アベノミクスの負の部分が大きくなってきているのか。円安による燃料油の高騰で漁業者がピンチになって、イカ釣り漁船が26、27両日(2013年4月)に4000 隻が一斉休漁をする。食卓への影響は避けられそうにない。
それでなくても、輸入食品はすでに値上げが始まっている。スーパーでも「輸入水産物が値上がりしてます」という。そりゃあそうだろう。つい4か月前まで1ドル70円台だったものがいま100円寸前だ。1 円動いても大変だというのが20円も動いた。これで息を吹き返したのは輸出産業だが、それが給料になって回ってくる前に、物価高は生活を直撃する。
千葉・船橋漁港の漁船「20円の円安で400万円負担増」
きのう23日に会見した全国漁業協同組合連合会(JF全漁連)は、「円安で生じた影の部分」という言葉を使った。燃料が高騰した分を国の方で補填してもらいたい というのだ。イカ釣り漁船に続いて、他の漁船も全国一斉休漁も視野に入れているという。08年7月にもあった。燃料価格の高騰で全国20万隻が一斉休漁した。
リポーターの黒宮千香子がきのう夜、千葉・船橋港の巻き網漁船「太平丸」を訪ねた。いまはスズキ漁だというが、大野一敏さんは漁港を指しながら、「網をつくろってるでしょ、あれも石油製品。浮きも石油。船だってプラスチック」という。
黒宮「石油がなかったら、漁業はできないということですよね」
大野さん「そういうこと」
目下の最大の問題は燃料代だ。「燃料がなければ船は動かない。夜間操業の作業では照明も点けないといけない」「うちあたりで年間20万~25万リットル使 う。1円上がれば20万円、10円なら200万円、20円なら400万円」「こんなことは予測できるんだからシステムを変えなきゃいけない。政府も行政も」と大野さんのいうことはスジが通っている。
魚介類の小売りも値上がり。
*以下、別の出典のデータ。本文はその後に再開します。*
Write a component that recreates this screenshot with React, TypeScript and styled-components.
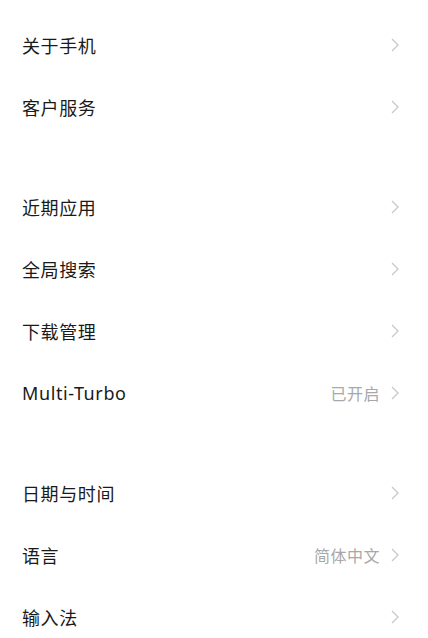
import React from 'react'
import styled, { createGlobalStyle } from 'styled-components'

const GlobalStyle = createGlobalStyle`
  html, body {
    margin: 0;
    padding: 0;
    background: #ffffff;
  }
  body {
    font-family: 'Noto Sans', 'Noto Sans CJK SC', sans-serif;
    -webkit-font-smoothing: antialiased;
  }
`

const Page = styled.div`
  width: 428px;
  height: 638px;
  overflow: hidden;
  padding-top: 14px;
  box-sizing: border-box;
  display: flex;
  flex-direction: column;
  gap: 38px;
`

const Section = styled.div`
  display: flex;
  flex-direction: column;
`

const Row = styled.div`
  height: 62px;
  display: flex;
  align-items: center;
  padding: 0 28px 0 22px;
`

const Label = styled.span`
  flex: 1;
  font-size: 18px;
  color: #1a1a1a;
  letter-spacing: 0.6px;
`

const Value = styled.span`
  font-size: 16px;
  color: #a8a8a8;
  letter-spacing: 0.5px;
  margin-right: 10px;
`

const Chevron = () => (
  <svg width='10' height='16' viewBox='0 0 10 16'>
    <path d='M2 2 L8 8 L2 14' fill='none' stroke='#c8c8c8' strokeWidth='1.3' />
  </svg>
)

type Item = { label: string; value?: string }

const sections: Item[][] = [
  [{ label: '关于手机' }, { label: '客户服务' }],
  [
    { label: '近期应用' },
    { label: '全局搜索' },
    { label: '下载管理' },
    { label: 'Multi-Turbo', value: '已开启' },
  ],
  [{ label: '日期与时间' }, { label: '语言', value: '简体中文' }, { label: '输入法' }],
]

const App = () => {
  return (
    <>
      <GlobalStyle />
      <Page>
        {sections.map((items, i) => (
          <Section key={i}>
            {items.map((item) => (
              <Row key={item.label}>
                <Label>{item.label}</Label>
                {item.value && <Value>{item.value}</Value>}
                <Chevron />
              </Row>
            ))}
          </Section>
        ))}
      </Page>
    </>
  )
}

export default App
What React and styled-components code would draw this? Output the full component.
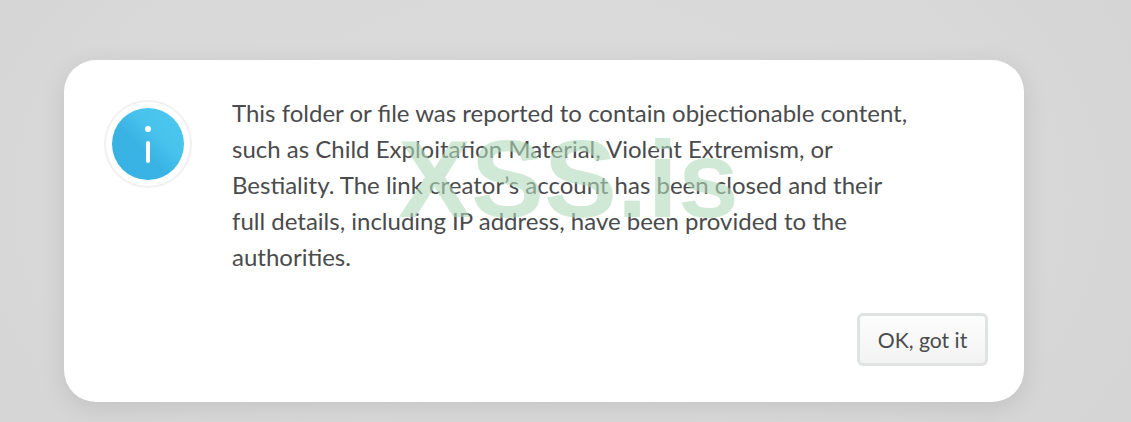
import React from 'react';
import styled, { createGlobalStyle } from 'styled-components';

const GlobalStyle = createGlobalStyle`
  html, body {
    margin: 0;
    height: 100%;
    overflow: hidden;
    background: #d5d5d5;
  }
`;

const Page = styled.div`
  width: 1131px;
  height: 422px;
  box-sizing: border-box;
  padding: 60px 107px 20px 64px;
  background: radial-gradient(ellipse 640px 420px at 540px 200px, #dbdbdb 0%, #d9d9d9 70%, #d5d5d5 100%);
  font-family: Lato, "Liberation Sans", sans-serif;
`;

const Card = styled.div`
  position: relative;
  height: 342px;
  box-sizing: border-box;
  padding: 40px 36px 36px 40px;
  display: flex;
  flex-direction: column;
  justify-content: space-between;
  background: #fff;
  border-radius: 32px;
  box-shadow: 0 6px 26px rgba(0, 0, 0, 0.1);
`;

const Body = styled.div`
  display: flex;
  gap: 40px;
`;

const IconRing = styled.div`
  flex: none;
  width: 88px;
  height: 88px;
  box-sizing: border-box;
  border: 2px solid #f0f1f1;
  border-radius: 50%;
  display: flex;
  align-items: center;
  justify-content: center;
`;

const IconDisc = styled.div`
  width: 72px;
  height: 72px;
  border-radius: 50%;
  background: linear-gradient(45deg, #37b0e2 0%, #39b3e4 42%, #47c2ec 62%, #4cc7ef 100%);
  display: flex;
  flex-direction: column;
  align-items: center;
  justify-content: center;
  gap: 9px;
`;

const InfoDot = styled.span`
  width: 6px;
  height: 6px;
  border-radius: 50%;
  background: #fff;
`;

const InfoBar = styled.span`
  width: 4px;
  height: 22px;
  border-radius: 2px;
  background: #fff;
`;

const Message = styled.p`
  margin: -5px 0 0;
  width: 680px;
  font-size: 24px;
  line-height: 36px;
  color: #4a4b4c;
`;

const Footer = styled.div`
  display: flex;
  justify-content: flex-end;
`;

const OkButton = styled.button`
  width: 131px;
  height: 53px;
  box-sizing: border-box;
  border: 3px solid #e1e2e2;
  border-radius: 6px;
  background: linear-gradient(#fdfdfd, #f3f3f3);
  color: #4a4b4c;
  font-family: inherit;
  font-size: 21.2px;
  padding: 0;
`;

const Watermark = styled.div`
  position: absolute;
  left: 334px;
  top: 57px;
  font-family: "Liberation Sans", Arial, sans-serif;
  font-weight: 700;
  font-size: 109.5px;
  line-height: 125px;
  color: rgba(177, 217, 187, 0.6);
  pointer-events: none;
`;

export default function App() {
  return (
    <Page>
      <GlobalStyle />
      <Card>
        <Body>
          <IconRing>
            <IconDisc>
              <InfoDot />
              <InfoBar />
            </IconDisc>
          </IconRing>
          <Message>
            This folder or file was reported to contain objectionable content,
            such as Child Exploitation Material, Violent Extremism, or
            Bestiality. The link creator’s account has been closed and their
            full details, including IP address, have been provided to the
            authorities.
          </Message>
        </Body>
        <Footer>
          <OkButton>OK, got it</OkButton>
        </Footer>
        <Watermark>XSS.is</Watermark>
      </Card>
    </Page>
  );
}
いよいよ進む魚離れ
休漁になると仕入れも上がるので、小売りは値上げか儲けを減らすかを迫られる。そこで代替品(輸入・冷凍)になるか、高くなって魚離れになるか。宇治原史規(タレント)「魚離れになったら、漁師のみなさんにしたら元も子もないですよ。システムを変えることを、いわれる株式会社とか、考えたほうがいい」という。
司会の羽鳥慎一「円安にはプラスマイナスあるが、これはマイナスの面」
萩谷順(法政大学教授)「コスト割れになったら産業として成り立たないですよね。原油環境に合わせた形に変わっていかないといけない。震災のあと、宮城県から漁業権を考え直していこうという考えが出た。反対はあるが、これまでの漁業が問われているんです」
全漁連の「燃料高騰の補填」の訴えには、「え、そこまで?」という反応が多いだろうが、この何年か、電気製品、自動車だって政府が手助けをしていた。それら企業はいま円安でウハウハしているんだから、皮肉なもんだ。